The success of the St. Patrick Street siding had impressed Fergus council. The annual traffic volume was running twice the estimate, and the project was on its way to paying for itself in four years. Consequently, they were in a mood to approve an advance to the proposed Grand Trunk line to Gow’s quarry.
Fergus would purchase the rails and track components, estimated to cost $7,165 for the 9,400 feet of track. The Grand Trunk would lay the track, and construct all the facilities. Gow would repay the cost to Fergus with a surcharge on each car handled. As security to Fergus, he gave a mortgage on the quarry and kiln. He was also required to acquire the right-of-way and grade the route to Grand Trunk specifications.
Everyone signed agreements in January 1907. Gow made plans to start work in April 1907, but by then the project started to fall apart. Even though Fergus had approved its share of the financing, the Grand Trunk backed out of the project in the summer of 1907.
The reasons are a mystery. The railway may have had second thoughts about the viability of so long a line for a single customer, and a seasonal one at that. There may also have been pressure on the railway from one or more of Gow’s competitors. In any case, Gow’s siding fizzled, and with it the long-term viability of his lime business.
Gow continued to use the St. Patrick Street siding for the last eight years his business operated. The costs of handling lime and crushed stone in wagons from his quarry increasingly squeezed his profit margin, which was minuscule at best. But transportation was not his only difficulty.
Though a major lime producer in the province by 1905, Gow operated the business much as he had since the 1870s. His second kiln, built in the spring of 1905, merely scaled up the technology used in his first kiln. It was a square stone structure, fired by cordwood.
At great cost he hired Ibbotson & Co., local contractors, to build a massive ramp to allow horse-drawn carts to bring limestone to the top of the kiln.
He had no storage or warehousing capacity for his finished product, so he sold only seasonally, filling railway cars as quickly as his men could draw the lime out of the kilns. This made it difficult for him to fill large rush orders, and he could not ship at all in winter when the kilns were shut down.
Gow’s quarry seams hopelessly outmoded when compared to other lime producers. The Elora White Lime Co., for example, began production at what became the Elora Quarry in the summer of 1914, nine years after Gow built his second kiln. The Elora firm had railway access (on the line running to McGowan’s linseed oil mill) from the beginning.

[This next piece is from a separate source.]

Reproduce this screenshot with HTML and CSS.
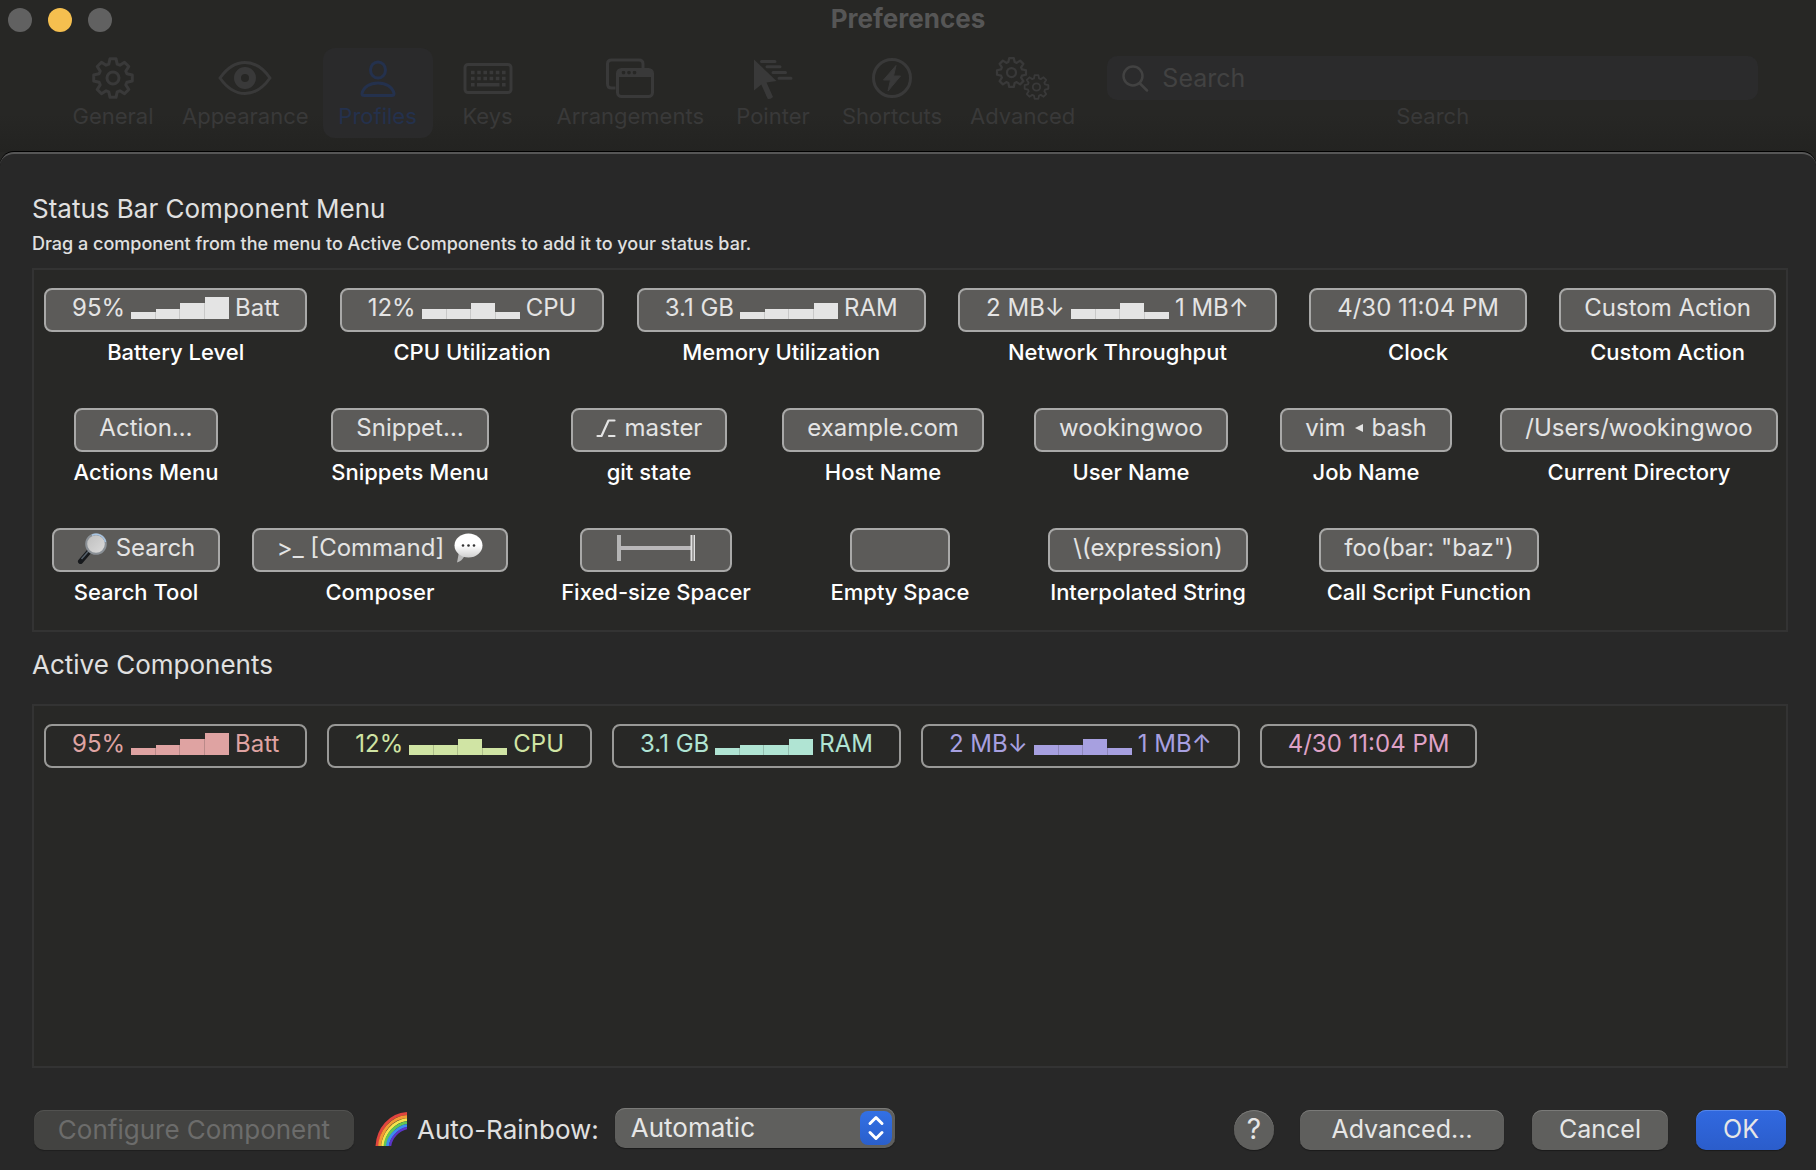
FILE: index.html
```html
<!DOCTYPE html>
<html lang="en">
<head>
<meta charset="utf-8">
<title>Preferences</title>
<link rel="stylesheet" href="styles.css">
</head>
<body>
<svg class="defs" aria-hidden="true">
  <symbol id="gear" viewBox="-22 -22 44 44">
    <path fill="none" stroke="currentColor" stroke-width="3" stroke-linejoin="round" d="M-4.2-13.9L-3-19.3H3L4.2-13.9L6.9-12.8L11.5-15.8L15.8-11.5L12.8-6.9L13.9-4.2L19.3-3V3L13.9 4.2L12.8 6.9L15.8 11.5L11.5 15.8L6.9 12.8L4.2 13.9L3 19.3H-3L-4.2 13.9L-6.9 12.8L-11.5 15.8L-15.8 11.5L-12.8 6.9L-13.9 4.2L-19.3 3V-3L-13.9-4.2L-12.8-6.9L-15.8-11.5L-11.5-15.8L-6.9-12.8Z"/>
    <circle r="6" fill="none" stroke="currentColor" stroke-width="3"/>
  </symbol>
  <symbol id="bars-rise" viewBox="0 0 98 22">
    <path fill="currentColor" d="M0 15H24V22H0ZM25 12H48V22H25ZM49 6H73V22H49ZM74 0H98V22H74Z"/>
    <path fill="currentColor" opacity=".8" d="M24 15h1v7h-1zM48 12h1v10h-1zM73 6h1v16h-1z"/>
  </symbol>
  <symbol id="bars-peak" viewBox="0 0 98 22">
    <path fill="currentColor" d="M0 12H24V22H0ZM25 12H48V22H25ZM49 6H73V22H49ZM74 15H98V22H74Z"/>
    <path fill="currentColor" opacity=".8" d="M24 12h1v10h-1zM48 12h1v10h-1zM73 15h1v7h-1z"/>
  </symbol>
  <symbol id="bars-step" viewBox="0 0 98 22">
    <path fill="currentColor" d="M0 15H24V22H0ZM25 12H48V22H25ZM49 12H73V22H49ZM74 6H98V22H74Z"/>
    <path fill="currentColor" opacity=".8" d="M24 15h1v7h-1zM48 12h1v10h-1zM73 12h1v10h-1z"/>
  </symbol>
</svg>

<header class="window-head">
  <div class="titlebar">
    <div class="lights">
      <button class="light" aria-label="Close"></button>
      <button class="light light-min" aria-label="Minimize"></button>
      <button class="light" aria-label="Zoom"></button>
    </div>
    <h1 class="title">Preferences</h1>
  </div>
  <nav class="toolbar">
    <button class="tool"><svg width="44" height="44"><use href="#gear"/></svg>General</button>
    <button class="tool">
      <svg width="54" height="44" viewBox="0 0 54 44"><path d="M2 22C9 12 18 6.500 27 6.500S45 12 52 22C45 32 36 37.500 27 37.500S9 32 2 22Z" fill="none" stroke="currentColor" stroke-width="3" stroke-linejoin="round"/><circle cx="27" cy="22" r="7.500" fill="none" stroke="currentColor" stroke-width="7"/></svg>Appearance</button>
    <button class="tool tool-on">
      <svg width="36" height="44" viewBox="0 0 36 44"><g fill="none" stroke="currentColor" stroke-width="3"><ellipse cx="18" cy="14" rx="7.500" ry="8"/><path d="M4 39.500C2.500 39.500 2 38.500 2 37.500C3.500 31 10 27 18 27S32.500 31 34 37.500C34 38.500 33.500 39.500 32 39.500Z" stroke-linejoin="round"/></g></svg>Profiles</button>
    <button class="tool">
      <svg width="50" height="44" viewBox="0 0 50 44"><rect x="2" y="8.500" width="46" height="28" rx="3" fill="none" stroke="currentColor" stroke-width="3"/><path d="M8 16.500H43M8 22.500H43" stroke="currentColor" stroke-width="3.600" stroke-dasharray="3.600 2.600"/><path d="M8 28.800h3.600M14 28.800H36.500M39 28.800h3.600" stroke="currentColor" stroke-width="3.600"/></svg>Keys</button>
    <button class="tool">
      <svg width="50" height="44" viewBox="0 0 50 44"><path d="M10.500 32H6.500Q2.500 32 2.500 28V8Q2.500 4 6.500 4H34Q38 4 38 8V12" fill="none" stroke="currentColor" stroke-width="3"/><rect x="12.500" y="13.500" width="35" height="27" rx="4" fill="none" stroke="currentColor" stroke-width="3"/><path fill="currentColor" fill-rule="evenodd" d="M12 21V16Q12 13 15 13H45Q48 13 48 16V21ZM18.500 14.700a1.800 1.800 0 1 0 .01 0ZM24 14.700a1.800 1.800 0 1 0 .01 0ZM29.500 14.700a1.800 1.800 0 1 0 .01 0Z"/></svg>Arrangements</button>
    <button class="tool">
      <svg width="40" height="44" viewBox="0 0 40 44"><path d="M1 3.500V34.500L8.300 28.500L14.500 42.500Q17 44 20 41L13.500 26.500L23.500 25Z" fill="currentColor"/><path d="M8.500 5.500H22M14 10.800H27M20 16.400H32.500M26 22.200H38" stroke="currentColor" stroke-width="3" stroke-linecap="round"/></svg>Pointer</button>
    <button class="tool">
      <svg width="42" height="44" viewBox="0 0 42 44"><circle cx="21" cy="22" r="18.500" fill="none" stroke="currentColor" stroke-width="3"/><path d="M25 9.500L12.500 24H19.500L17 35L29.500 20H22.500Z" fill="currentColor" stroke="currentColor" stroke-linejoin="round"/></svg>Shortcuts</button>
    <button class="tool">
      <svg width="56" height="44" viewBox="0 0 56 44"><use href="#gear" x="0" y="0" width="33" height="33"/><use href="#gear" x="28" y="17" width="27" height="28"/></svg>Advanced</button>
    <div class="search">
      <div class="search-field">
        <svg width="28" height="28" viewBox="0 0 28 28" fill="none" stroke="currentColor" stroke-width="2.500" stroke-linecap="round"><circle cx="12" cy="12" r="9.500"/><path d="M18.500 19L26 26.500"/></svg>
        <input id="search" type="text" placeholder="Search">
      </div>
      <label for="search">Search</label>
    </div>
  </nav>
</header>

<main class="sheet">
  <h2 class="heading">Status Bar Component Menu</h2>
  <p class="hint">Drag a component from the menu to Active Components to add it to your status bar.</p>

  <section class="well">
    <div class="row row-one">
      <div class="item"><button class="chip">95%<svg class="bars"><use href="#bars-rise"/></svg>Batt</button>Battery Level</div>
      <div class="item"><button class="chip">12%<svg class="bars"><use href="#bars-peak"/></svg>CPU</button>CPU Utilization</div>
      <div class="item"><button class="chip">3.1 GB<svg class="bars"><use href="#bars-step"/></svg>RAM</button>Memory Utilization</div>
      <div class="item"><button class="chip">2 MB↓<svg class="bars"><use href="#bars-peak"/></svg>1 MB↑</button>Network Throughput</div>
      <div class="item"><button class="chip">4/30 11:04 PM</button>Clock</div>
      <div class="item"><button class="chip chip-text">Custom Action</button>Custom Action</div>
    </div>
    <div class="row row-two">
      <div class="item"><button class="chip chip-text">Action…</button>Actions Menu</div>
      <div class="item"><button class="chip chip-text">Snippet…</button>Snippets Menu</div>
      <div class="item"><button class="chip chip-text"><svg width="20" height="20" viewBox="0 0 20 20" fill="none" stroke="currentColor" stroke-width="2.200" stroke-linecap="round" stroke-linejoin="round"><path d="M1.500 18H5.500L12.500 2.500H18.500M13 18H18.500"/></svg>master</button>git state</div>
      <div class="item"><button class="chip chip-text">example.com</button>Host Name</div>
      <div class="item"><button class="chip chip-text">wookingwoo</button>User Name</div>
      <div class="item"><button class="chip chip-text">vim<svg width="8" height="10" viewBox="0 0 8 10"><path d="M0 5L8 1V9Z" fill="currentColor"/></svg>bash</button>Job Name</div>
      <div class="item"><button class="chip chip-text">/Users/wookingwoo</button>Current Directory</div>
    </div>
    <div class="row row-three">
      <div class="item"><button class="chip chip-text"><svg width="30" height="32" viewBox="0 0 30 32">
        <defs><linearGradient id="lens" x2="1" y2="1"><stop stop-color="#bdbdbd"/><stop offset="1" stop-color="#dcdcdc"/></linearGradient></defs>
        <path d="M12.500 19L3.500 29.500" stroke="#17191c" stroke-width="5" stroke-linecap="round"/><path d="M12.500 18L4.500 27" stroke="#56616b" stroke-width="1.500"/><circle cx="19" cy="12" r="9.800" fill="url(#lens)" stroke="#8a9096" stroke-width="2"/><path d="M15 3.200A9.800 9.800 0 0 1 28.500 10" fill="none" stroke="#a9c6e4" stroke-width="1.500"/></svg>Search</button>Search Tool</div>
      <div class="item"><button class="chip chip-text">&gt;_ [Command]<svg width="30" height="32" viewBox="0 0 30 32">
        <defs><linearGradient id="bubble" x2="0" y2="1"><stop offset=".5" stop-color="#fff"/><stop offset="1" stop-color="#cfcfcf"/></linearGradient></defs>
        <path d="M6 20L4 30.500Q9 29 11.500 24Z" fill="#b9b9b9"/><ellipse cx="15.500" cy="13.500" rx="14" ry="12" fill="url(#bubble)"/><g fill="#333"><circle cx="10" cy="13.500" r="1.300"/><circle cx="15.500" cy="13.500" r="1.300"/><circle cx="21" cy="13.500" r="1.300"/></g></svg></button>Composer</div>
      <div class="item"><button class="chip chip-spacer" aria-label="Fixed-size Spacer"><svg width="78" height="26" viewBox="0 0 78 26"><path d="M0 0H4V26H0Z" fill="#b4b4b4"/><path d="M3 11H75V15H3Z" fill="#b9b7b9"/><path d="M73.500 0H75.500V26H73.500ZM76.500 0H78V26H76.500Z" fill="#e0e0e0"/></svg></button>Fixed-size Spacer</div>
      <div class="item"><button class="chip chip-empty" aria-label="Empty Space"></button>Empty Space</div>
      <div class="item"><button class="chip chip-text">\(expression)</button>Interpolated String</div>
      <div class="item"><button class="chip chip-text">foo(bar: "baz")</button>Call Script Function</div>
    </div>
  </section>

  <h2 class="heading heading-active">Active Components</h2>
  <section class="well well-active">
    <button class="chip red">95%<svg class="bars"><use href="#bars-rise"/></svg>Batt</button>
    <button class="chip green">12%<svg class="bars"><use href="#bars-peak"/></svg>CPU</button>
    <button class="chip mint">3.1 GB<svg class="bars"><use href="#bars-step"/></svg>RAM</button>
    <button class="chip violet">2 MB↓<svg class="bars"><use href="#bars-peak"/></svg>1 MB↑</button>
    <button class="chip pink">4/30 11:04 PM</button>
  </section>

  <footer class="footer">
    <button class="btn btn-configure" disabled>Configure Component</button>
    <label class="rainbow-label" for="rainbow">
      <svg width="32" height="34" viewBox="0 0 32 34" fill="none" stroke-width="3"><path stroke="#e0443e" d="M2 34C3 17 15 2.500 32 1.500"/><path stroke="#f39a35" d="M4.500 34C6 19 16 6 32 4.500"/><path stroke="#f8e34c" d="M7.500 34C9 21 18 9.500 32 7.500"/><path stroke="#62c554" d="M10 34C11 23 20 12.500 32 10.500"/><path stroke="#3b8df0" d="M12.500 34C13 25 22 15.500 32 13.500"/><path stroke="#5b36c8" stroke-width="2.500" d="M15 34C16 26 23 18 32 16"/></svg>
      Auto-Rainbow:</label>
    <div class="popup">
      <select id="rainbow"><option>Automatic</option></select>
      <svg class="popup-knob" width="32" height="34" viewBox="0 0 32 34" aria-hidden="true"><path d="M10 12.500L16 6.500L22 12.500M10 21.500L16 27.500L22 21.500" fill="none" stroke="#fff" stroke-width="3" stroke-linecap="round" stroke-linejoin="round"/></svg>
    </div>
    <div class="actions">
      <button class="btn btn-help">?</button>
      <button class="btn btn-advanced">Advanced…</button>
      <button class="btn btn-cancel">Cancel</button>
      <button class="btn btn-ok">OK</button>
    </div>
  </footer>
</main>
</body>
</html>
```
FILE: styles.css
```css
* {
  box-sizing: border-box;
}

body {
  margin: 0;
  min-height: 100vh;
  display: flex;
  flex-direction: column;
  background: #262624;
  color: #e0e0e0;
  font-family: Inter, "Liberation Sans", sans-serif;
}

button,
input,
select {
  margin: 0;
  padding: 0;
  border: 0;
  background: none;
  color: inherit;
  font: inherit;
}

svg {
  flex: none;
}

h1,
h2,
p {
  margin: 0;
}

.defs {
  position: absolute;
  width: 0;
  height: 0;
}

/* Window header */
.window-head {
  padding-bottom: 14px;
  background: linear-gradient(#272725 75%, #232321);
  color: #393939;
}

.titlebar {
  display: grid;
  grid-template-columns: 1fr auto 1fr;
  align-items: center;
  height: 40px;
  padding: 0 8px;
}

.lights {
  display: flex;
  gap: 16px;
}

.light {
  width: 24px;
  height: 24px;
  border-radius: 50%;
  background: #616161;
}

.light-min {
  background: #f5bf4f;
}

.title {
  padding-bottom: 2px;
  color: #565656;
  font-size: 26px;
  font-weight: 700;
  line-height: 36px;
}

.toolbar {
  display: flex;
  padding: 8px 58px 0;
  font-size: 22px;
  font-weight: 400;
  line-height: 28px;
}

.tool {
  display: flex;
  flex-direction: column;
  align-items: center;
  gap: 2px;
  min-width: 110px;
  height: 90px;
  padding: 8px 14px;
  border-radius: 12px;
}

.tool-on {
  background: #2a2a2b;
  color: #24314d;
}

.search {
  flex: 1;
  display: flex;
  flex-direction: column;
  gap: 2px;
  margin-left: 18px;
  padding-top: 8px;
  text-align: center;
}

.search-field {
  display: flex;
  align-items: center;
  gap: 13px;
  height: 44px;
  padding: 0 14px;
  border-radius: 10px;
  background: #2b2b2c;
  color: #424242;
  font-size: 25px;
  font-weight: 400;
}

.search-field input {
  flex: 1;
  min-width: 0;
  outline: 0;
}

.search-field input::placeholder {
  color: #424242;
  opacity: 1;
}

/* Sheet */
.sheet {
  flex: 1;
  padding: 39px 28px 20px 32px;
  border-top: 2px solid #565656;
  border-radius: 14px 14px 0 0;
  background: #282828;
  box-shadow: 0 -1px 0 #000;
}

.heading {
  font-size: 26px;
  font-weight: 400;
  line-height: 32px;
}

.heading-active {
  margin: 17px 0 23px;
}

.hint {
  margin: 7px 0 12px;
  font-size: 18px;
  font-weight: 500;
  line-height: 24px;
}

.well {
  min-height: 364px;
  padding: 18px 10px;
  border: 2px solid #333;
  background: #282826;
}

.row {
  display: grid;
  justify-items: center;
  height: 120px;
}

.row-one {
  display: flex;
  justify-content: space-between;
}

.row-two {
  grid-template-columns:
    minmax(0, 204fr) minmax(0, 324fr) minmax(0, 154fr) minmax(0, 314fr)
    minmax(0, 182fr) minmax(0, 288fr) minmax(0, 258fr) minmax(0, 8fr);
}

.row-three {
  grid-template-columns:
    minmax(0, 184fr) minmax(0, 304fr) minmax(0, 248fr) minmax(0, 240fr)
    minmax(0, 256fr) minmax(0, 306fr) minmax(0, 194fr);
  height: 84px;
}

.item {
  display: flex;
  flex-direction: column;
  align-items: center;
  gap: 6px;
  color: #fff;
  font-size: 22px;
  font-weight: 500;
  line-height: 28px;
  white-space: nowrap;
}

.chip {
  display: flex;
  align-items: center;
  justify-content: center;
  gap: 6px;
  height: 44px;
  padding: 0 26px 4px;
  border: 2px solid #a9a9a8;
  border-radius: 8px;
  background: #5c5b59;
  color: #e4e4e4;
  font-size: 24px;
  font-weight: 400;
  line-height: 34px;
  white-space: nowrap;
}

.chip-text {
  gap: 9px;
  padding: 0 23px 4px;
}

.chip-spacer {
  width: 152px;
}

.chip-empty {
  width: 100px;
}

.bars {
  width: 98px;
  height: 22px;
}

.well-active {
  display: flex;
  align-items: flex-start;
  gap: 20px;
}

.well-active .chip {
  border-color: #999997;
  background: none;
}

.well-active .red { color: #dfa3a2; }
.well-active .green { color: #d0e4a4; }
.well-active .mint { color: #b0e4d3; }
.well-active .violet { color: #a7a0e0; }
.well-active .pink { color: #dfa2c6; }

/* Footer */
.footer {
  display: flex;
  align-items: center;
  margin-top: 42px;
  padding: 0 2px;
  font-size: 26px;
}

.btn {
  height: 40px;
  padding-bottom: 2px;
  border-radius: 10px;
  background: #5f5f5d;
  box-shadow: inset 0 1px 0 #7a7a78, 0 1px 1px #1a1a1a;
  color: #e6e6e6;
}

.btn-configure {
  width: 320px;
  background: #434341;
  box-shadow: inset 0 1px 0 #525250, 0 1px 1px #1e1e1e;
  color: #6c6c6b;
}

.rainbow-label {
  display: flex;
  align-items: center;
  gap: 10px;
  margin: 0 16px 0 21px;
  padding-bottom: 2px;
}

.popup {
  position: relative;
  width: 280px;
  margin-top: -4px;
}

.popup select {
  display: block;
  width: 100%;
  height: 40px;
  padding: 0 44px 2px 16px;
  border-radius: 10px;
  background: #5f5f5d;
  box-shadow: inset 0 1px 0 #7a7a78, 0 1px 1px #1a1a1a;
  color: #e6e6e6;
  appearance: none;
}

.popup-knob {
  position: absolute;
  top: 3px;
  right: 3px;
  border-radius: 8px;
  background: linear-gradient(#3370e4, #2a5fcc);
  pointer-events: none;
}

.actions {
  display: flex;
  gap: 28px;
  margin-left: auto;
  font-size: 25px;
}

.btn-help {
  width: 40px;
  margin-right: -2px;
  border-radius: 50%;
  font-size: 28px;
}

.btn-advanced { width: 204px; }
.btn-cancel { width: 136px; }

.btn-ok {
  width: 90px;
  background: linear-gradient(#3169e0, #2b5dcb);
  box-shadow: inset 0 1px 0 #5585e8, 0 1px 1px #1a1a1a;
}
```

The kilns here were steel structures, fired automatically with coal, and the limestone was handled from the quarry to the kilns by tramways and conveyors. Much of the finished lime went out in 40-pound paper bags. Electricity, not steam, powered the crusher and other equipment. There was a warehouse to store some of the finished product and to fill orders when the kilns were shut down in winter.
Unlike Gow, the Elora firm produced a range of products, including lime for steel mills, paper makers, and agricultural lime.
It is little wonder that Gow began to experience financial difficulties after 1910, even though his quality continued to satisfy loyal customers. Heavily in debt and losing money, he was unable, even if so inclined, to upgrade the technology in his kilns.
The cost of local transportation was the major factor in the demise of Gow’s lime business in 1915, but not the only one.
He was unable to take advantage of evolving technology, and he was a victim of the cyclical nature of the construction business. When new building slowed down with the outbreak of World War I, he was doomed.
Though operating less than 20 years, Gow’s quarry provides a fascinating chapter in the industrial and business history of Wellington.
Then, as now, changing technology and an unpredictable business climate offered continuing challenges. It is a tragedy that James Gow was unable to prevail over all of them.